Start of DATASET EXCERPT
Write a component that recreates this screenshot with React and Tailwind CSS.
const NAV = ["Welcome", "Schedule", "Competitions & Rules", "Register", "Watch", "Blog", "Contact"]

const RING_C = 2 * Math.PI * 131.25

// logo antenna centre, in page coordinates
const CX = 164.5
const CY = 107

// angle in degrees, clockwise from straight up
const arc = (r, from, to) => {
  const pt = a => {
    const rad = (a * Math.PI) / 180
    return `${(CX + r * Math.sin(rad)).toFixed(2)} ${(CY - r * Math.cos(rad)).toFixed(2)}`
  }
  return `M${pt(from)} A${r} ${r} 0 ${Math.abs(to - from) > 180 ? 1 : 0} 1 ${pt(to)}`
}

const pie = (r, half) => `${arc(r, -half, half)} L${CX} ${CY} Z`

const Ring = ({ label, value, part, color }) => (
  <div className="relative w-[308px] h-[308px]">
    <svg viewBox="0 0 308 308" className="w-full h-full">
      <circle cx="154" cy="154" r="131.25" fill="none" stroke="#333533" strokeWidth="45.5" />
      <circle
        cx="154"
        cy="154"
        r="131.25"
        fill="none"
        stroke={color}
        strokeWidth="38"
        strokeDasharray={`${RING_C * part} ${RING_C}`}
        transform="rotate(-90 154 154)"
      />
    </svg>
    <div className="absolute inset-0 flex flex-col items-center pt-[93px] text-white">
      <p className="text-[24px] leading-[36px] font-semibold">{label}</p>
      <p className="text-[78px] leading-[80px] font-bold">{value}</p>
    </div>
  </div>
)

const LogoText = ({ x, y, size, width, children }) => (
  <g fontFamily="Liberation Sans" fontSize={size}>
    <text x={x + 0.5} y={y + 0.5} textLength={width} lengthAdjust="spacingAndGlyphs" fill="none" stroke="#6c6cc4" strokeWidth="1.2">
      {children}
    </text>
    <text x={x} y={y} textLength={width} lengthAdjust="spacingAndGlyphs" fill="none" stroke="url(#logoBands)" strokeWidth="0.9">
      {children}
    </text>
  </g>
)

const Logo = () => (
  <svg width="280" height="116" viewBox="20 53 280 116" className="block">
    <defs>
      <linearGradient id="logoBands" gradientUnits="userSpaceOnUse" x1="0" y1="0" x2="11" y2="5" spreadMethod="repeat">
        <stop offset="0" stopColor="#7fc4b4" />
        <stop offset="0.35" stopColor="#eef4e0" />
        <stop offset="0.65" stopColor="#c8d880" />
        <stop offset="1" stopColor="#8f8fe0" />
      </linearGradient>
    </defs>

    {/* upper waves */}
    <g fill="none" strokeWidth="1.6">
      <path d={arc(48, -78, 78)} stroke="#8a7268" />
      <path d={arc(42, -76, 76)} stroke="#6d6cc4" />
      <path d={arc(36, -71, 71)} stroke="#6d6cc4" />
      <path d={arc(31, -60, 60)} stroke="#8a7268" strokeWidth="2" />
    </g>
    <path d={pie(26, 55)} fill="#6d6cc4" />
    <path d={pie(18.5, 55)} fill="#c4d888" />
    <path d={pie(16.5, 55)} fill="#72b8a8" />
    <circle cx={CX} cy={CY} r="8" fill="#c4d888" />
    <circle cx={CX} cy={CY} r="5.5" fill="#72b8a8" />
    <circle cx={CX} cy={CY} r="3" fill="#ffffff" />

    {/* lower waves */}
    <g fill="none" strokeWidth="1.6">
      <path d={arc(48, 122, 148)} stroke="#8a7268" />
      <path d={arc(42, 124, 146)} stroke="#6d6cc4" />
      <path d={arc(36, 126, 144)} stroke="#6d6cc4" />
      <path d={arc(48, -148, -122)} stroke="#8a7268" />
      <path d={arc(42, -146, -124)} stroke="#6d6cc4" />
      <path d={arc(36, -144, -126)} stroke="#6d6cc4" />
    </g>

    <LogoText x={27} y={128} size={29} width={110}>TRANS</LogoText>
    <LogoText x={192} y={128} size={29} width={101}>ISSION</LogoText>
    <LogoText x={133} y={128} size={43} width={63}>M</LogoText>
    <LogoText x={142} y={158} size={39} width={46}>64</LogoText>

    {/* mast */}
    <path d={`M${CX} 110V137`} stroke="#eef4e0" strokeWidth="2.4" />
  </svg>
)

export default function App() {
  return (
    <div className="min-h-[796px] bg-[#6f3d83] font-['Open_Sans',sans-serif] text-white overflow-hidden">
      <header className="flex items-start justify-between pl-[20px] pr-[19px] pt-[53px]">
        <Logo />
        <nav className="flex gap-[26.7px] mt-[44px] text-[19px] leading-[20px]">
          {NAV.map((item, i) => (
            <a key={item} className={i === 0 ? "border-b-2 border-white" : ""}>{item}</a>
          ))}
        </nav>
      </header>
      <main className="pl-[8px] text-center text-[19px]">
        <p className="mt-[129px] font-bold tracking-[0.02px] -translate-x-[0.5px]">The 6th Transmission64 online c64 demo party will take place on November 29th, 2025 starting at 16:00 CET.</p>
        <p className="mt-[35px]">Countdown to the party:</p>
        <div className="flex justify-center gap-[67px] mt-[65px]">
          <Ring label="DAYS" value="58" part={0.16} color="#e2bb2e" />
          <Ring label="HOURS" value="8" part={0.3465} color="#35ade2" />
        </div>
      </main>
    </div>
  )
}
End of DATASET EXCERPT
**WORK TO BE COMPLETED:**
Each line above must be reproduced exactly as it stands.

**FINISHED TASK:**
Write a component that recreates this screenshot with React and Tailwind CSS.
const NAV = ["Welcome", "Schedule", "Competitions & Rules", "Register", "Watch", "Blog", "Contact"]

const RING_C = 2 * Math.PI * 131.25

// logo antenna centre, in page coordinates
const CX = 164.5
const CY = 107

// angle in degrees, clockwise from straight up
const arc = (r, from, to) => {
  const pt = a => {
    const rad = (a * Math.PI) / 180
    return `${(CX + r * Math.sin(rad)).toFixed(2)} ${(CY - r * Math.cos(rad)).toFixed(2)}`
  }
  return `M${pt(from)} A${r} ${r} 0 ${Math.abs(to - from) > 180 ? 1 : 0} 1 ${pt(to)}`
}

const pie = (r, half) => `${arc(r, -half, half)} L${CX} ${CY} Z`

const Ring = ({ label, value, part, color }) => (
  <div className="relative w-[308px] h-[308px]">
    <svg viewBox="0 0 308 308" className="w-full h-full">
      <circle cx="154" cy="154" r="131.25" fill="none" stroke="#333533" strokeWidth="45.5" />
      <circle
        cx="154"
        cy="154"
        r="131.25"
        fill="none"
        stroke={color}
        strokeWidth="38"
        strokeDasharray={`${RING_C * part} ${RING_C}`}
        transform="rotate(-90 154 154)"
      />
    </svg>
    <div className="absolute inset-0 flex flex-col items-center pt-[93px] text-white">
      <p className="text-[24px] leading-[36px] font-semibold">{label}</p>
      <p className="text-[78px] leading-[80px] font-bold">{value}</p>
    </div>
  </div>
)

const LogoText = ({ x, y, size, width, children }) => (
  <g fontFamily="Liberation Sans" fontSize={size}>
    <text x={x + 0.5} y={y + 0.5} textLength={width} lengthAdjust="spacingAndGlyphs" fill="none" stroke="#6c6cc4" strokeWidth="1.2">
      {children}
    </text>
    <text x={x} y={y} textLength={width} lengthAdjust="spacingAndGlyphs" fill="none" stroke="url(#logoBands)" strokeWidth="0.9">
      {children}
    </text>
  </g>
)

const Logo = () => (
  <svg width="280" height="116" viewBox="20 53 280 116" className="block">
    <defs>
      <linearGradient id="logoBands" gradientUnits="userSpaceOnUse" x1="0" y1="0" x2="11" y2="5" spreadMethod="repeat">
        <stop offset="0" stopColor="#7fc4b4" />
        <stop offset="0.35" stopColor="#eef4e0" />
        <stop offset="0.65" stopColor="#c8d880" />
        <stop offset="1" stopColor="#8f8fe0" />
      </linearGradient>
    </defs>

    {/* upper waves */}
    <g fill="none" strokeWidth="1.6">
      <path d={arc(48, -78, 78)} stroke="#8a7268" />
      <path d={arc(42, -76, 76)} stroke="#6d6cc4" />
      <path d={arc(36, -71, 71)} stroke="#6d6cc4" />
      <path d={arc(31, -60, 60)} stroke="#8a7268" strokeWidth="2" />
    </g>
    <path d={pie(26, 55)} fill="#6d6cc4" />
    <path d={pie(18.5, 55)} fill="#c4d888" />
    <path d={pie(16.5, 55)} fill="#72b8a8" />
    <circle cx={CX} cy={CY} r="8" fill="#c4d888" />
    <circle cx={CX} cy={CY} r="5.5" fill="#72b8a8" />
    <circle cx={CX} cy={CY} r="3" fill="#ffffff" />

    {/* lower waves */}
    <g fill="none" strokeWidth="1.6">
      <path d={arc(48, 122, 148)} stroke="#8a7268" />
      <path d={arc(42, 124, 146)} stroke="#6d6cc4" />
      <path d={arc(36, 126, 144)} stroke="#6d6cc4" />
      <path d={arc(48, -148, -122)} stroke="#8a7268" />
      <path d={arc(42, -146, -124)} stroke="#6d6cc4" />
      <path d={arc(36, -144, -126)} stroke="#6d6cc4" />
    </g>

    <LogoText x={27} y={128} size={29} width={110}>TRANS</LogoText>
    <LogoText x={192} y={128} size={29} width={101}>ISSION</LogoText>
    <LogoText x={133} y={128} size={43} width={63}>M</LogoText>
    <LogoText x={142} y={158} size={39} width={46}>64</LogoText>

    {/* mast */}
    <path d={`M${CX} 110V137`} stroke="#eef4e0" strokeWidth="2.4" />
  </svg>
)

export default function App() {
  return (
    <div className="min-h-[796px] bg-[#6f3d83] font-['Open_Sans',sans-serif] text-white overflow-hidden">
      <header className="flex items-start justify-between pl-[20px] pr-[19px] pt-[53px]">
        <Logo />
        <nav className="flex gap-[26.7px] mt-[44px] text-[19px] leading-[20px]">
          {NAV.map((item, i) => (
            <a key={item} className={i === 0 ? "border-b-2 border-white" : ""}>{item}</a>
          ))}
        </nav>
      </header>
      <main className="pl-[8px] text-center text-[19px]">
        <p className="mt-[129px] font-bold tracking-[0.02px] -translate-x-[0.5px]">The 6th Transmission64 online c64 demo party will take place on November 29th, 2025 starting at 16:00 CET.</p>
        <p className="mt-[35px]">Countdown to the party:</p>
        <div className="flex justify-center gap-[67px] mt-[65px]">
          <Ring label="DAYS" value="58" part={0.16} color="#e2bb2e" />
          <Ring label="HOURS" value="8" part={0.3465} color="#35ade2" />
        </div>
      </main>
    </div>
  )
}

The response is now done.